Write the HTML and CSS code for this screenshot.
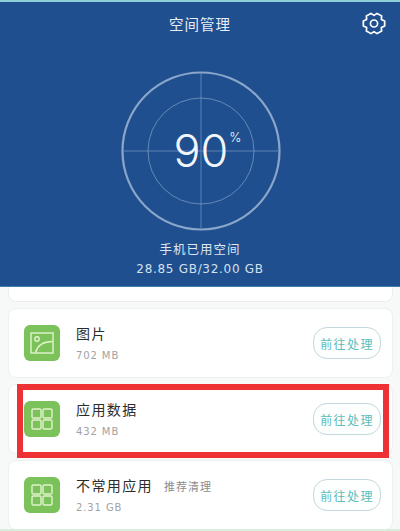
FILE: index.html
```html
<!DOCTYPE html>
<html lang="zh">
<head>
<meta charset="utf-8">
<title>空间管理</title>
<link rel="stylesheet" href="styles.css">
</head>
<body>
<div class="screen">
  <header class="hero">
    <div class="topbar">
      <h1 class="title">空间管理</h1>
      <svg class="gear" viewBox="0 0 24 24" preserveAspectRatio="none" fill="none" stroke="#fff" stroke-width="1.7" stroke-linejoin="round">
        <path d="M22.67 9.34V14.66L19.36 16.25 19.64 19.91 15.03 22.57 12 20.5 8.97 22.57 4.36 19.91 4.64 16.25 1.33 14.66V9.34L4.64 7.75 4.36 4.09 8.97 1.43 12 3.5 15.03 1.43 19.64 4.09 19.36 7.75Z"/>
        <circle cx="12" cy="12" r="3.6"/>
      </svg>
    </div>
    <div class="gauge">
      <svg class="dial" viewBox="0 0 160 160" fill="none" stroke="#6e90bc">
        <circle cx="80" cy="80" r="78.5" stroke-width="2.2" stroke="#8aa6ca"/>
        <circle cx="80" cy="80" r="53" stroke-width=".9"/>
        <path d="M80 2V158M2 80H158" stroke-width=".8"/>
      </svg>
      <div class="reading"><span class="num">90</span><span class="pct">%</span></div>
    </div>
    <p class="used-label">手机已用空间</p>
    <p class="used-value">28.85 GB/32.00 GB</p>
  </header>
  <main class="list">
    <div class="stub"></div>
    <section class="card">
      <div class="tile">
        <svg viewBox="0 0 24 24" fill="none" stroke="#e2f2cc" stroke-width="1.4">
          <rect x="1" y="2" width="22" height="20"/>
          <circle cx="7" cy="8" r="2.2"/>
          <path d="M5.5 21.5C7.5 14.5 13 10.5 22.5 10.5"/>
        </svg>
      </div>
      <div class="info">
        <div class="name-row"><span class="name">图片</span></div>
        <div class="size">702 MB</div>
      </div>
      <button class="go">前往处理</button>
    </section>
    <section class="card">
      <div class="tile">
        <svg viewBox="0 0 24 24" fill="none" stroke="#e2f2cc" stroke-width="1.4">
          <rect x="2" y="2" width="9" height="9" rx="1.2"/>
          <rect x="13" y="2" width="9" height="9" rx="1.2"/>
          <rect x="2" y="13" width="9" height="9" rx="1.2"/>
          <rect x="13" y="13" width="9" height="9" rx="1.2"/>
        </svg>
      </div>
      <div class="info">
        <div class="name-row"><span class="name">应用数据</span></div>
        <div class="size">432 MB</div>
      </div>
      <button class="go">前往处理</button>
      <div class="highlight"></div>
    </section>
    <section class="card">
      <div class="tile">
        <svg viewBox="0 0 24 24" fill="none" stroke="#e2f2cc" stroke-width="1.4">
          <rect x="2" y="2" width="9" height="9" rx="1.2"/>
          <rect x="13" y="2" width="9" height="9" rx="1.2"/>
          <rect x="2" y="13" width="9" height="9" rx="1.2"/>
          <rect x="13" y="13" width="9" height="9" rx="1.2"/>
        </svg>
      </div>
      <div class="info">
        <div class="name-row"><span class="name">不常用应用</span><span class="hint">推荐清理</span></div>
        <div class="size">2.31 GB</div>
      </div>
      <button class="go">前往处理</button>
    </section>
  </main>
</div>
</body>
</html>
```
FILE: styles.css
```css
* { box-sizing: border-box; }
html, body { margin: 0; padding: 0; }
body {
  width: 400px;
  height: 531px;
  overflow: hidden;
  background: #f7f8f8;
  font-family: "Noto Sans CJK SC", "Liberation Sans", sans-serif;
}
.screen {
  height: 531px;
  overflow: hidden;
  border-top: 2px solid #8fd0d8;
  border-bottom: 2px solid #d8eeda;
}
.hero {
  height: 285px;
  background: #1f4f8f;
  color: #e8eef6;
  display: flex;
  flex-direction: column;
  align-items: center;
  border-bottom: 1px solid #3f7fa8;
}
.topbar {
  position: relative;
  width: 100%;
  height: 46px;
  display: flex;
  justify-content: center;
  padding-top: 12px;
}
.title {
  margin: 0;
  font-size: 14.5px;
  line-height: 20px;
  font-weight: 400;
  letter-spacing: 1px;
  color: #e6edf5;
}
.gear {
  position: absolute;
  top: 10px;
  right: 14px;
  width: 24px;
  height: 23px;
}
.gauge {
  display: grid;
  width: 160px;
  height: 160px;
  margin-top: 23px;
  margin-left: 2px;
  place-items: center;
}
.dial { grid-area: 1 / 1; width: 160px; height: 160px; }
.reading {
  grid-area: 1 / 1;
  display: flex;
  align-items: flex-start;
  color: #f2f6fb;
  font-family: "Inter", "Liberation Sans", sans-serif;
  font-weight: 300;
  margin-left: 13px;
}
.num { font-size: 45px; line-height: 46px; }
.pct { font-size: 13px; line-height: 18px; margin-left: 1px; }
.used-label {
  margin: 9px 0 0;
  font-size: 12.5px;
  line-height: 18px;
  letter-spacing: 1px;
  color: #dfe7f1;
}
.used-value {
  margin: 2px 0 0;
  font-family: "DejaVu Sans", "Liberation Sans", sans-serif;
  font-size: 12px;
  line-height: 18px;
  letter-spacing: .7px;
  color: #d5e0ee;
}
.list {
  padding: 0 7px 0 8px;
  display: flex;
  flex-direction: column;
  gap: 6px;
}
.stub {
  height: 15px;
  background: #fff;
  border: 1px solid #eceeee;
  border-top: 0;
  border-radius: 0 0 8px 8px;
}
.card {
  position: relative;
  height: 70px;
  flex: none;
  background: #fff;
  border: 1px solid #eef0f0;
  border-radius: 8px;
  display: flex;
  align-items: center;
  padding: 0 11px 0 15px;
}
.tile {
  width: 36px;
  height: 36px;
  border-radius: 6px;
  background: #7cc25a;
  display: flex;
  align-items: center;
  justify-content: center;
  flex: none;
}
.tile svg { width: 24px; height: 24px; }
.info { flex: 1; margin-left: 16px; }
.name-row { display: flex; align-items: baseline; }
.name {
  font-size: 14px;
  line-height: 20px;
  letter-spacing: 1.4px;
  color: #2c2c2c;
}
.hint {
  margin-left: 11px;
  font-size: 11px;
  color: #8d8d8d;
  letter-spacing: 1px;
}
.size {
  margin-top: 6px;
  font-family: "DejaVu Sans", "Liberation Sans", sans-serif;
  font-size: 10px;
  line-height: 14px;
  letter-spacing: .9px;
  color: #a2a2a2;
}
.go {
  width: 68px;
  height: 32px;
  padding: 0;
  border: 1px solid #c3d8da;
  border-radius: 14px;
  background: #fdfefe;
  color: #5cbcb8;
  font-family: inherit;
  font-size: 12px;
  letter-spacing: 1.4px;
  flex: none;
}
.highlight {
  position: absolute;
  left: 8px;
  right: 3px;
  top: -1px;
  bottom: -5px;
  border: 6px solid #ee3135;
  pointer-events: none;
}
```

::::::::::

Omit the pictures and reproduce the listing exactly.

Write the HTML and CSS code for this screenshot.
FILE: index.html
```html
<!DOCTYPE html>
<html lang="zh">
<head>
<meta charset="utf-8">
<title>空间管理</title>
<link rel="stylesheet" href="styles.css">
</head>
<body>
<div class="screen">
  <header class="hero">
    <div class="topbar">
      <h1 class="title">空间管理</h1>
      <svg class="gear" viewBox="0 0 24 24" preserveAspectRatio="none" fill="none" stroke="#fff" stroke-width="1.7" stroke-linejoin="round">
        <path d="M22.67 9.34V14.66L19.36 16.25 19.64 19.91 15.03 22.57 12 20.5 8.97 22.57 4.36 19.91 4.64 16.25 1.33 14.66V9.34L4.64 7.75 4.36 4.09 8.97 1.43 12 3.5 15.03 1.43 19.64 4.09 19.36 7.75Z"/>
        <circle cx="12" cy="12" r="3.6"/>
      </svg>
    </div>
    <div class="gauge">
      <svg class="dial" viewBox="0 0 160 160" fill="none" stroke="#6e90bc">
        <circle cx="80" cy="80" r="78.5" stroke-width="2.2" stroke="#8aa6ca"/>
        <circle cx="80" cy="80" r="53" stroke-width=".9"/>
        <path d="M80 2V158M2 80H158" stroke-width=".8"/>
      </svg>
      <div class="reading"><span class="num">90</span><span class="pct">%</span></div>
    </div>
    <p class="used-label">手机已用空间</p>
    <p class="used-value">28.85 GB/32.00 GB</p>
  </header>
  <main class="list">
    <div class="stub"></div>
    <section class="card">
      <div class="tile">
        <svg viewBox="0 0 24 24" fill="none" stroke="#e2f2cc" stroke-width="1.4">
          <rect x="1" y="2" width="22" height="20"/>
          <circle cx="7" cy="8" r="2.2"/>
          <path d="M5.5 21.5C7.5 14.5 13 10.5 22.5 10.5"/>
        </svg>
      </div>
      <div class="info">
        <div class="name-row"><span class="name">图片</span></div>
        <div class="size">702 MB</div>
      </div>
      <button class="go">前往处理</button>
    </section>
    <section class="card">
      <div class="tile">
        <svg viewBox="0 0 24 24" fill="none" stroke="#e2f2cc" stroke-width="1.4">
          <rect x="2" y="2" width="9" height="9" rx="1.2"/>
          <rect x="13" y="2" width="9" height="9" rx="1.2"/>
          <rect x="2" y="13" width="9" height="9" rx="1.2"/>
          <rect x="13" y="13" width="9" height="9" rx="1.2"/>
        </svg>
      </div>
      <div class="info">
        <div class="name-row"><span class="name">应用数据</span></div>
        <div class="size">432 MB</div>
      </div>
      <button class="go">前往处理</button>
      <div class="highlight"></div>
    </section>
    <section class="card">
      <div class="tile">
        <svg viewBox="0 0 24 24" fill="none" stroke="#e2f2cc" stroke-width="1.4">
          <rect x="2" y="2" width="9" height="9" rx="1.2"/>
          <rect x="13" y="2" width="9" height="9" rx="1.2"/>
          <rect x="2" y="13" width="9" height="9" rx="1.2"/>
          <rect x="13" y="13" width="9" height="9" rx="1.2"/>
        </svg>
      </div>
      <div class="info">
        <div class="name-row"><span class="name">不常用应用</span><span class="hint">推荐清理</span></div>
        <div class="size">2.31 GB</div>
      </div>
      <button class="go">前往处理</button>
    </section>
  </main>
</div>
</body>
</html>
```
FILE: styles.css
```css
* { box-sizing: border-box; }
html, body { margin: 0; padding: 0; }
body {
  width: 400px;
  height: 531px;
  overflow: hidden;
  background: #f7f8f8;
  font-family: "Noto Sans CJK SC", "Liberation Sans", sans-serif;
}
.screen {
  height: 531px;
  overflow: hidden;
  border-top: 2px solid #8fd0d8;
  border-bottom: 2px solid #d8eeda;
}
.hero {
  height: 285px;
  background: #1f4f8f;
  color: #e8eef6;
  display: flex;
  flex-direction: column;
  align-items: center;
  border-bottom: 1px solid #3f7fa8;
}
.topbar {
  position: relative;
  width: 100%;
  height: 46px;
  display: flex;
  justify-content: center;
  padding-top: 12px;
}
.title {
  margin: 0;
  font-size: 14.5px;
  line-height: 20px;
  font-weight: 400;
  letter-spacing: 1px;
  color: #e6edf5;
}
.gear {
  position: absolute;
  top: 10px;
  right: 14px;
  width: 24px;
  height: 23px;
}
.gauge {
  display: grid;
  width: 160px;
  height: 160px;
  margin-top: 23px;
  margin-left: 2px;
  place-items: center;
}
.dial { grid-area: 1 / 1; width: 160px; height: 160px; }
.reading {
  grid-area: 1 / 1;
  display: flex;
  align-items: flex-start;
  color: #f2f6fb;
  font-family: "Inter", "Liberation Sans", sans-serif;
  font-weight: 300;
  margin-left: 13px;
}
.num { font-size: 45px; line-height: 46px; }
.pct { font-size: 13px; line-height: 18px; margin-left: 1px; }
.used-label {
  margin: 9px 0 0;
  font-size: 12.5px;
  line-height: 18px;
  letter-spacing: 1px;
  color: #dfe7f1;
}
.used-value {
  margin: 2px 0 0;
  font-family: "DejaVu Sans", "Liberation Sans", sans-serif;
  font-size: 12px;
  line-height: 18px;
  letter-spacing: .7px;
  color: #d5e0ee;
}
.list {
  padding: 0 7px 0 8px;
  display: flex;
  flex-direction: column;
  gap: 6px;
}
.stub {
  height: 15px;
  background: #fff;
  border: 1px solid #eceeee;
  border-top: 0;
  border-radius: 0 0 8px 8px;
}
.card {
  position: relative;
  height: 70px;
  flex: none;
  background: #fff;
  border: 1px solid #eef0f0;
  border-radius: 8px;
  display: flex;
  align-items: center;
  padding: 0 11px 0 15px;
}
.tile {
  width: 36px;
  height: 36px;
  border-radius: 6px;
  background: #7cc25a;
  display: flex;
  align-items: center;
  justify-content: center;
  flex: none;
}
.tile svg { width: 24px; height: 24px; }
.info { flex: 1; margin-left: 16px; }
.name-row { display: flex; align-items: baseline; }
.name {
  font-size: 14px;
  line-height: 20px;
  letter-spacing: 1.4px;
  color: #2c2c2c;
}
.hint {
  margin-left: 11px;
  font-size: 11px;
  color: #8d8d8d;
  letter-spacing: 1px;
}
.size {
  margin-top: 6px;
  font-family: "DejaVu Sans", "Liberation Sans", sans-serif;
  font-size: 10px;
  line-height: 14px;
  letter-spacing: .9px;
  color: #a2a2a2;
}
.go {
  width: 68px;
  height: 32px;
  padding: 0;
  border: 1px solid #c3d8da;
  border-radius: 14px;
  background: #fdfefe;
  color: #5cbcb8;
  font-family: inherit;
  font-size: 12px;
  letter-spacing: 1.4px;
  flex: none;
}
.highlight {
  position: absolute;
  left: 8px;
  right: 3px;
  top: -1px;
  bottom: -5px;
  border: 6px solid #ee3135;
  pointer-events: none;
}
```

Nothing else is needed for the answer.